**AVAILABLE DATA**:

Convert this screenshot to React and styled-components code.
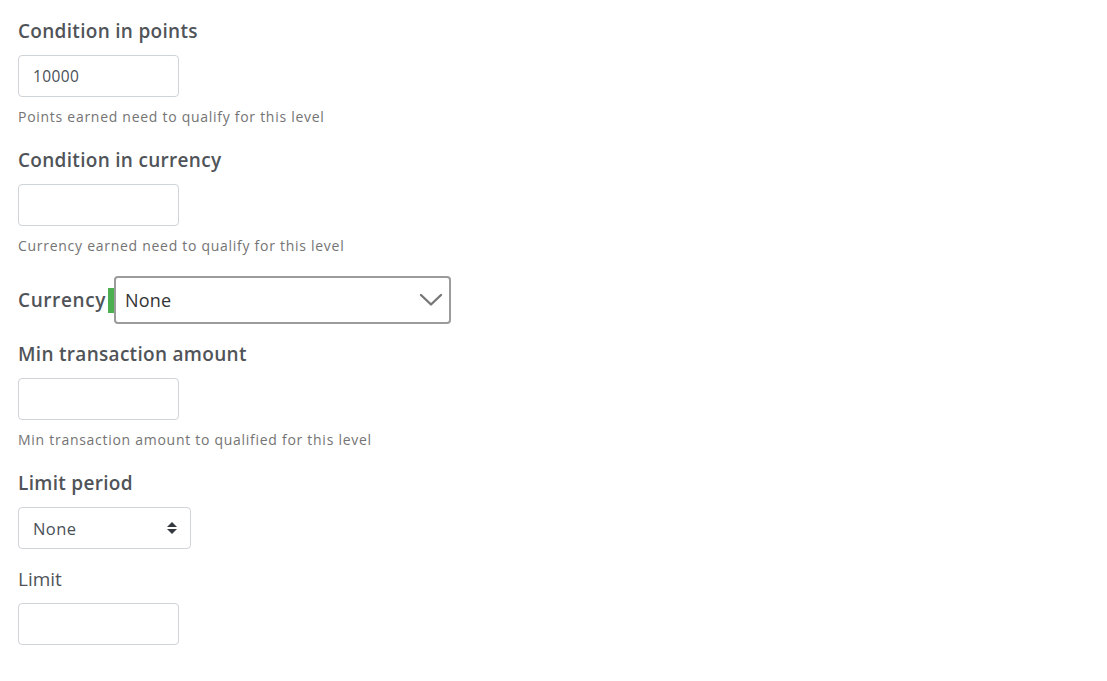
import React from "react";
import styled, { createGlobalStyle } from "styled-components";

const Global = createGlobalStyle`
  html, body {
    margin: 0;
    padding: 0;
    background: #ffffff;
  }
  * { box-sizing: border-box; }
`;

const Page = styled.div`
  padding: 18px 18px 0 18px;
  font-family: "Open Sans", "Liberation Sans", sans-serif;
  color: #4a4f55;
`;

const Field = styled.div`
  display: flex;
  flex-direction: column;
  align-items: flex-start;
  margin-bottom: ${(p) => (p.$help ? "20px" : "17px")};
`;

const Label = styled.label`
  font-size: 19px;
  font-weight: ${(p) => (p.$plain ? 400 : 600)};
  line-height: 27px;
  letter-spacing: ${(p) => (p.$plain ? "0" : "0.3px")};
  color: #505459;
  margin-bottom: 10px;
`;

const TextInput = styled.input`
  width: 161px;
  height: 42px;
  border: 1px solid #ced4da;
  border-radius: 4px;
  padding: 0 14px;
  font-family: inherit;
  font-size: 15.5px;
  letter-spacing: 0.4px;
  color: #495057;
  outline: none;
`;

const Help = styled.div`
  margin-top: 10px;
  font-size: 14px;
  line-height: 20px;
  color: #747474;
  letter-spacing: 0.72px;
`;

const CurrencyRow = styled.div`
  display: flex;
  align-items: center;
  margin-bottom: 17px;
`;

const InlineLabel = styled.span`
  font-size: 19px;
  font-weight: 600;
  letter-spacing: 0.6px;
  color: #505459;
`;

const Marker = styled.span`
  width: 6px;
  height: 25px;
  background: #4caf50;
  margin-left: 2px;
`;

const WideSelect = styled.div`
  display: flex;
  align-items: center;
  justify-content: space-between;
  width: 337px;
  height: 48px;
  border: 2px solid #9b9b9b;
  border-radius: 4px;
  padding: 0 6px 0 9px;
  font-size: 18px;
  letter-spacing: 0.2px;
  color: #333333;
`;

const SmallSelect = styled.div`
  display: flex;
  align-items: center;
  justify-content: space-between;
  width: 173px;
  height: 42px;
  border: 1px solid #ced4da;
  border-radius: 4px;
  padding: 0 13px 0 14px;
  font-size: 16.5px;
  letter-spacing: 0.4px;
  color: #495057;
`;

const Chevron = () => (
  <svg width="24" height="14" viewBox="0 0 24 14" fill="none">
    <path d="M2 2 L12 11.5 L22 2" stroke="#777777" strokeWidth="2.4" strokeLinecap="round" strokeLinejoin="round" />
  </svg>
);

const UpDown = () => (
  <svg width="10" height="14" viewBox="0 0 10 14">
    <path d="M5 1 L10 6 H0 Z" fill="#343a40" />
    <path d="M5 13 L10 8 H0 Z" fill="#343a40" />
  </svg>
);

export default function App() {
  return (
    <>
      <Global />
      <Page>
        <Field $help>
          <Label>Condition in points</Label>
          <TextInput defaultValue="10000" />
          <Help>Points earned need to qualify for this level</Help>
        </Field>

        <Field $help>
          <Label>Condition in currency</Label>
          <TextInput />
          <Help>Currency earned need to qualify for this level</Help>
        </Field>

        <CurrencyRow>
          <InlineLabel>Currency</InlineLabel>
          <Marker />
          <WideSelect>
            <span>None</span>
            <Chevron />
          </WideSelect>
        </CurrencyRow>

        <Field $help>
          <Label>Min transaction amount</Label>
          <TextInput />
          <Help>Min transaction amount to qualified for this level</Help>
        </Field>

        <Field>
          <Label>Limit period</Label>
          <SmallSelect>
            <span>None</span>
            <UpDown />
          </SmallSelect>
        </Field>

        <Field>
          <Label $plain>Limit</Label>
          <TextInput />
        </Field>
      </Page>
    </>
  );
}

**TASK TO CARRY OUT**:
Leaving the pictures aside, transcribe the entire listing exactly.

**EXERCISE RESULT**:
Convert this screenshot to React and styled-components code.
import React from "react";
import styled, { createGlobalStyle } from "styled-components";

const Global = createGlobalStyle`
  html, body {
    margin: 0;
    padding: 0;
    background: #ffffff;
  }
  * { box-sizing: border-box; }
`;

const Page = styled.div`
  padding: 18px 18px 0 18px;
  font-family: "Open Sans", "Liberation Sans", sans-serif;
  color: #4a4f55;
`;

const Field = styled.div`
  display: flex;
  flex-direction: column;
  align-items: flex-start;
  margin-bottom: ${(p) => (p.$help ? "20px" : "17px")};
`;

const Label = styled.label`
  font-size: 19px;
  font-weight: ${(p) => (p.$plain ? 400 : 600)};
  line-height: 27px;
  letter-spacing: ${(p) => (p.$plain ? "0" : "0.3px")};
  color: #505459;
  margin-bottom: 10px;
`;

const TextInput = styled.input`
  width: 161px;
  height: 42px;
  border: 1px solid #ced4da;
  border-radius: 4px;
  padding: 0 14px;
  font-family: inherit;
  font-size: 15.5px;
  letter-spacing: 0.4px;
  color: #495057;
  outline: none;
`;

const Help = styled.div`
  margin-top: 10px;
  font-size: 14px;
  line-height: 20px;
  color: #747474;
  letter-spacing: 0.72px;
`;

const CurrencyRow = styled.div`
  display: flex;
  align-items: center;
  margin-bottom: 17px;
`;

const InlineLabel = styled.span`
  font-size: 19px;
  font-weight: 600;
  letter-spacing: 0.6px;
  color: #505459;
`;

const Marker = styled.span`
  width: 6px;
  height: 25px;
  background: #4caf50;
  margin-left: 2px;
`;

const WideSelect = styled.div`
  display: flex;
  align-items: center;
  justify-content: space-between;
  width: 337px;
  height: 48px;
  border: 2px solid #9b9b9b;
  border-radius: 4px;
  padding: 0 6px 0 9px;
  font-size: 18px;
  letter-spacing: 0.2px;
  color: #333333;
`;

const SmallSelect = styled.div`
  display: flex;
  align-items: center;
  justify-content: space-between;
  width: 173px;
  height: 42px;
  border: 1px solid #ced4da;
  border-radius: 4px;
  padding: 0 13px 0 14px;
  font-size: 16.5px;
  letter-spacing: 0.4px;
  color: #495057;
`;

const Chevron = () => (
  <svg width="24" height="14" viewBox="0 0 24 14" fill="none">
    <path d="M2 2 L12 11.5 L22 2" stroke="#777777" strokeWidth="2.4" strokeLinecap="round" strokeLinejoin="round" />
  </svg>
);

const UpDown = () => (
  <svg width="10" height="14" viewBox="0 0 10 14">
    <path d="M5 1 L10 6 H0 Z" fill="#343a40" />
    <path d="M5 13 L10 8 H0 Z" fill="#343a40" />
  </svg>
);

export default function App() {
  return (
    <>
      <Global />
      <Page>
        <Field $help>
          <Label>Condition in points</Label>
          <TextInput defaultValue="10000" />
          <Help>Points earned need to qualify for this level</Help>
        </Field>

        <Field $help>
          <Label>Condition in currency</Label>
          <TextInput />
          <Help>Currency earned need to qualify for this level</Help>
        </Field>

        <CurrencyRow>
          <InlineLabel>Currency</InlineLabel>
          <Marker />
          <WideSelect>
            <span>None</span>
            <Chevron />
          </WideSelect>
        </CurrencyRow>

        <Field $help>
          <Label>Min transaction amount</Label>
          <TextInput />
          <Help>Min transaction amount to qualified for this level</Help>
        </Field>

        <Field>
          <Label>Limit period</Label>
          <SmallSelect>
            <span>None</span>
            <UpDown />
          </SmallSelect>
        </Field>

        <Field>
          <Label $plain>Limit</Label>
          <TextInput />
        </Field>
      </Page>
    </>
  );
}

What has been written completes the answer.